Is the following correct ?
Find the characteristic and minimal polynomial of the matrix:
Is the matrix similar to any diagonal matrices ?
I started this problem as: $$\det(A-\lambda I) = 0$$ And I got: $$\begin{vmatrix} 1 -\lambda & 0 & 1 & -1\\ 1 & -\lambda & 1 & -1\\ 1& 0 & -\lambda & -1\\ 1 & 0 & 1 & -1-\lambda\\ \end{vmatrix} = -\lambda \cdot \begin{vmatrix} 1 -\lambda & 1 & -1 \\ 1 & -\lambda & -1 \\ 1& 1 & -1-\lambda \\ \end{vmatrix} = -\lambda^3(1+\lambda)$$
$-\lambda^3(1+\lambda)$ is the characteristic polynomial and the minimal polynomial. Here I have a question if this really is a minimal polynomial, how to write it etc. ?
Now if there exists a similar diagonal matrix is true if this matrix can be diagonalized, which means that it should have in this case $4$ linearly independent eigenvectors.
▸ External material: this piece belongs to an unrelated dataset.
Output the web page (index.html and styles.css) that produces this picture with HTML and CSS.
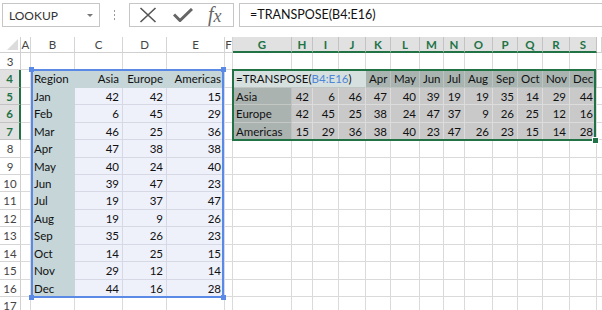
FILE: index.html
```html
<!DOCTYPE html>
<html>
<head>
<meta charset="utf-8">
<link rel="stylesheet" href="styles.css">
</head>
<body>
<div class="fbar">
  <div class="namebox"><span>LOOKUP</span><span class="caret"></span></div>
  <div class="grip"><span></span><span></span><span></span></div>
  <div class="btns">
    <svg class="ic-x" width="18" height="16" viewBox="0 0 18 16"><path d="M1.5 1 L16.5 15 M16.5 1 L1.5 15" stroke="#555" stroke-width="1.6" fill="none"/></svg>
    <svg class="ic-ok" width="20" height="14" viewBox="0 0 20 14"><path d="M1 6.5 L7 12.5 L19 1" stroke="#666" stroke-width="3" fill="none"/></svg>
    <span class="fx">f<i>x</i></span>
  </div>
  <div class="formula">=TRANSPOSE(B4:E16)</div>
</div>
<div class="sheet">
  <div class="corner"><span class="tri"></span></div>
  <div class="ch">A</div><div class="ch">B</div><div class="ch">C</div><div class="ch">D</div><div class="ch">E</div><div class="ch">F</div>
  <div class="ch sel">G</div><div class="ch sel">H</div><div class="ch sel">I</div><div class="ch sel">J</div><div class="ch sel">K</div><div class="ch sel">L</div><div class="ch sel">M</div><div class="ch sel">N</div><div class="ch sel">O</div><div class="ch sel">P</div><div class="ch sel">Q</div><div class="ch sel">R</div><div class="ch sel">S</div><div class="ch"></div>

  <div class="rh">3</div><div></div><div></div><div></div><div></div><div></div><div></div><div></div><div></div><div></div><div></div><div></div><div></div><div></div><div></div><div></div><div></div><div></div><div></div><div></div><div></div>

  <div class="rh sel">4</div><div></div><div class="lb">Region</div><div class="lb hd n">Asia</div><div class="lb hd n">Europe</div><div class="lb hd n">Americas</div><div></div>
  <div class="fe">=TRANSPOSE(<span class="ref">B4:E16</span>)</div>
  <div class="rm">Apr</div><div class="rm">May</div><div class="rm">Jun</div><div class="rm">Jul</div><div class="rm">Aug</div><div class="rm">Sep</div><div class="rm">Oct</div><div class="rm">Nov</div><div class="rm">Dec</div><div></div>

  <div class="rh sel">5</div><div></div><div class="lb">Jan</div><div class="ld n">42</div><div class="ld n">42</div><div class="ld n">15</div><div></div>
  <div class="rl">Asia</div><div class="rd n">42</div><div class="rd n">6</div><div class="rd n">46</div><div class="rd n">47</div><div class="rd n">40</div><div class="rd n">39</div><div class="rd n">19</div><div class="rd n">19</div><div class="rd n">35</div><div class="rd n">14</div><div class="rd n">29</div><div class="rd n">44</div><div></div>

  <div class="rh sel">6</div><div></div><div class="lb">Feb</div><div class="ld n">6</div><div class="ld n">45</div><div class="ld n">29</div><div></div>
  <div class="rl">Europe</div><div class="rd n">42</div><div class="rd n">45</div><div class="rd n">25</div><div class="rd n">38</div><div class="rd n">24</div><div class="rd n">47</div><div class="rd n">37</div><div class="rd n">9</div><div class="rd n">26</div><div class="rd n">25</div><div class="rd n">12</div><div class="rd n">16</div><div></div>

  <div class="rh sel">7</div><div></div><div class="lb">Mar</div><div class="ld n">46</div><div class="ld n">25</div><div class="ld n">36</div><div></div>
  <div class="rl">Americas</div><div class="rd n">15</div><div class="rd n">29</div><div class="rd n">36</div><div class="rd n">38</div><div class="rd n">40</div><div class="rd n">23</div><div class="rd n">47</div><div class="rd n">26</div><div class="rd n">23</div><div class="rd n">15</div><div class="rd n">14</div><div class="rd n">28</div><div></div>

  <div class="rh">8</div><div></div><div class="lb">Apr</div><div class="ld n">47</div><div class="ld n">38</div><div class="ld n">38</div><div></div><div></div><div></div><div></div><div></div><div></div><div></div><div></div><div></div><div></div><div></div><div></div><div></div><div></div><div></div>

  <div class="rh">9</div><div></div><div class="lb">May</div><div class="ld n">40</div><div class="ld n">24</div><div class="ld n">40</div><div></div><div></div><div></div><div></div><div></div><div></div><div></div><div></div><div></div><div></div><div></div><div></div><div></div><div></div><div></div>

  <div class="rh">10</div><div></div><div class="lb">Jun</div><div class="ld n">39</div><div class="ld n">47</div><div class="ld n">23</div><div></div><div></div><div></div><div></div><div></div><div></div><div></div><div></div><div></div><div></div><div></div><div></div><div></div><div></div><div></div>

  <div class="rh">11</div><div></div><div class="lb">Jul</div><div class="ld n">19</div><div class="ld n">37</div><div class="ld n">47</div><div></div><div></div><div></div><div></div><div></div><div></div><div></div><div></div><div></div><div></div><div></div><div></div><div></div><div></div><div></div>

  <div class="rh">12</div><div></div><div class="lb">Aug</div><div class="ld n">19</div><div class="ld n">9</div><div class="ld n">26</div><div></div><div></div><div></div><div></div><div></div><div></div><div></div><div></div><div></div><div></div><div></div><div></div><div></div><div></div><div></div>

  <div class="rh">13</div><div></div><div class="lb">Sep</div><div class="ld n">35</div><div class="ld n">26</div><div class="ld n">23</div><div></div><div></div><div></div><div></div><div></div><div></div><div></div><div></div><div></div><div></div><div></div><div></div><div></div><div></div><div></div>

  <div class="rh">14</div><div></div><div class="lb">Oct</div><div class="ld n">14</div><div class="ld n">25</div><div class="ld n">15</div><div></div><div></div><div></div><div></div><div></div><div></div><div></div><div></div><div></div><div></div><div></div><div></div><div></div><div></div><div></div>

  <div class="rh">15</div><div></div><div class="lb">Nov</div><div class="ld n">29</div><div class="ld n">12</div><div class="ld n">14</div><div></div><div></div><div></div><div></div><div></div><div></div><div></div><div></div><div></div><div></div><div></div><div></div><div></div><div></div><div></div>

  <div class="rh">16</div><div></div><div class="lb">Dec</div><div class="ld n">44</div><div class="ld n">16</div><div class="ld n">28</div><div></div><div></div><div></div><div></div><div></div><div></div><div></div><div></div><div></div><div></div><div></div><div></div><div></div><div></div><div></div>

  <div class="rh">17</div><div></div><div></div><div></div><div></div><div></div><div></div><div></div><div></div><div></div><div></div><div></div><div></div><div></div><div></div><div></div><div></div><div></div><div></div><div></div><div></div>

  <div class="box-blue"><span class="h tl"></span><span class="h tr"></span><span class="h bl"></span><span class="h br"></span></div>
  <div class="box-green"><span class="gh"></span></div>
</div>
</body>
</html>
```

FILE: styles.css
```css
* { box-sizing: border-box; margin: 0; padding: 0; }
body {
  width: 602px;
  height: 310px;
  overflow: hidden;
  background: #fff;
  font-family: Lato, "Liberation Sans", sans-serif;
  color: #111;
}

/* formula bar */
.fbar {
  height: 37px;
  display: flex;
  align-items: flex-start;
  padding: 3px 0 0 2px;
}
.namebox {
  width: 98px;
  height: 24px;
  border: 1px solid #c6c6c6;
  display: flex;
  align-items: center;
  justify-content: space-between;
  padding: 0 6px 0 6px;
  font-size: 12px;
  color: #333;
}
.caret {
  width: 0;
  height: 0;
  border-left: 3px solid transparent;
  border-right: 3px solid transparent;
  border-top: 3px solid #777;
}
.grip {
  width: 29px;
  height: 24px;
  display: flex;
  flex-direction: column;
  align-items: center;
  justify-content: center;
  gap: 2px;
}
.grip span {
  width: 1px;
  height: 2px;
  background: #9a9a9a;
}
.btns {
  width: 105px;
  height: 24px;
  border: 1px solid #c6c6c6;
  display: flex;
  align-items: center;
  padding-left: 9px;
}
.ic-x { margin-right: 16px; }
.ic-ok { margin-right: 15px; }
.fx {
  font-family: "Liberation Serif", serif;
  font-style: italic;
  font-size: 20px;
  color: #666;
  line-height: 1;
  margin-top: -2px;
}
.fx i { font-size: 18px; position: relative; top: 1px; }
.formula {
  flex: 1;
  height: 24px;
  margin-left: 5px;
  border: 1px solid #c6c6c6;
  border-right: none;
  padding-left: 10px;
  font-size: 12.5px;
  line-height: 22px;
  color: #111;
}

/* sheet */
.sheet {
  position: relative;
  display: grid;
  grid-template-columns: 21px 10px 44px 48px 44px 58px 8px 59px 21px 26px 27px 25px 29px 24px 21px 28px 25px 25px 27px 27px 5px;
  grid-template-rows: 16px 17px 18px 17px 18px 17px 18px 17px 17px 18px 17px 18px 17px 18px 17px 17px;
  font-size: 11.5px;
}
:where(.sheet > div) {
  border-right: 1px solid #dadada;
  border-bottom: 1px solid #dadada;
  background: #fff;
  padding: 1px 3px 0 3px;
  line-height: 16px;
  white-space: nowrap;
  overflow: hidden;
}
.sheet > .n { text-align: right; }

.sheet > .corner {
  position: relative;
  border-right: 1px solid #d0d0d0;
  border-bottom: 1px solid #d0d0d0;
}
.tri {
  position: absolute;
  right: 2px;
  bottom: 2px;
  width: 0;
  height: 0;
  border-left: 11px solid transparent;
  border-bottom: 11px solid #dcdcdc;
}
.sheet > .ch {
  text-align: center;
  padding: 0;
  line-height: 15px;
  font-size: 11.5px;
  color: #444;
  border-right: 1px solid #d5d5d5;
  border-bottom: 1px solid #d0d0d0;
}
.sheet > .ch.sel {
  background: #e1e1e1;
  color: #217346;
  font-weight: bold;
  border-right: 1px solid #c3c3c3;
  border-bottom: 2px solid #217346;
}
.sheet > .rh {
  text-align: center;
  padding: 1px 0 0 0;
  color: #444;
  font-size: 11.5px;
  border-right: 1px solid #d0d0d0;
  border-bottom: 1px solid #d5d5d5;
}
.sheet > .rh.sel {
  background: #e1e1e1;
  color: #217346;
  font-weight: bold;
  border-right: 2px solid #217346;
  border-bottom: 1px solid #c3c3c3;
}

/* left source range */
.sheet > .lb {
  background: #c5d5d8;
  border-bottom-color: #c5d5d8;
  border-right-color: #c5d5d8;
}
.sheet > .ld {
  background: #eef0fa;
  border-right-color: #d6d9e3;
  border-bottom-color: #d6d9e3;
}

/* right result range */
.sheet > .fe {
  grid-column: span 4;
  background: #d5e0df;
  border-right-color: #d5e0df;
  border-bottom-color: #c0c6c3;
  padding-left: 3px;
}
.ref { color: #4f86d8; }
.sheet > .rm {
  background: #a9b4b0;
  border-right-color: #bcc4c1;
  border-bottom-color: #bcc4c1;
  padding-left: 3px;
  padding-right: 1px;
}
.sheet > .rl {
  background: #abb3b0;
  border-right-color: #bcc2bf;
  border-bottom-color: #c3c8c5;
}
.sheet > .rd {
  background: #c9c9c9;
  border-right-color: #dcdcdc;
  border-bottom-color: #dcdcdc;
}

/* selection overlays */
.sheet > .box-blue {
  position: absolute;
  left: 31px;
  top: 32px;
  width: 193px;
  height: 229px;
  border: 2px solid #5b8ae6;
  background: transparent;
  overflow: visible;
  padding: 0;
}
.box-blue .h {
  position: absolute;
  width: 5px;
  height: 5px;
  background: #5b8ae6;
}
.h.tl { left: -4px; top: -4px; }
.h.tr { right: -4px; top: -4px; }
.h.bl { left: -4px; bottom: -4px; }
.h.br { right: -4px; bottom: -4px; }
.sheet > .box-green {
  position: absolute;
  left: 232px;
  top: 32px;
  width: 364px;
  height: 72px;
  border: 2px solid #217346;
  background: transparent;
  overflow: visible;
  padding: 0;
}
.gh {
  position: absolute;
  right: -5px;
  bottom: -5px;
  width: 7px;
  height: 7px;
  background: #217346;
  border: 1px solid #fff;
}
```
Let's see if this is true:
$$\lambda_{1,2,3} = 0 \implies \text{Eigenvector should not be trivial}:$$
We subtract the first row from every other and we get the equation: $x+z-w = 0 \iff x = w-z \implies v_1 = \begin{bmatrix} 1 & 0 & 2 & 1 \end{bmatrix}^T$
Now we see that we can also get two other vectors that satisfy the equation $x = w-z$ that are linearly independent from the first one and from each other:
$$v_2 = \begin{bmatrix} 1 & 0 & 1 & 0 \end{bmatrix}^T $$
$$v_3 = \begin{bmatrix} 0 & 0 & 1 & 1 \end{bmatrix}^T $$
However now I see that the first one is dependent on the other two. Does anybody know how to repair this mistake and finish the problem, I got lost here.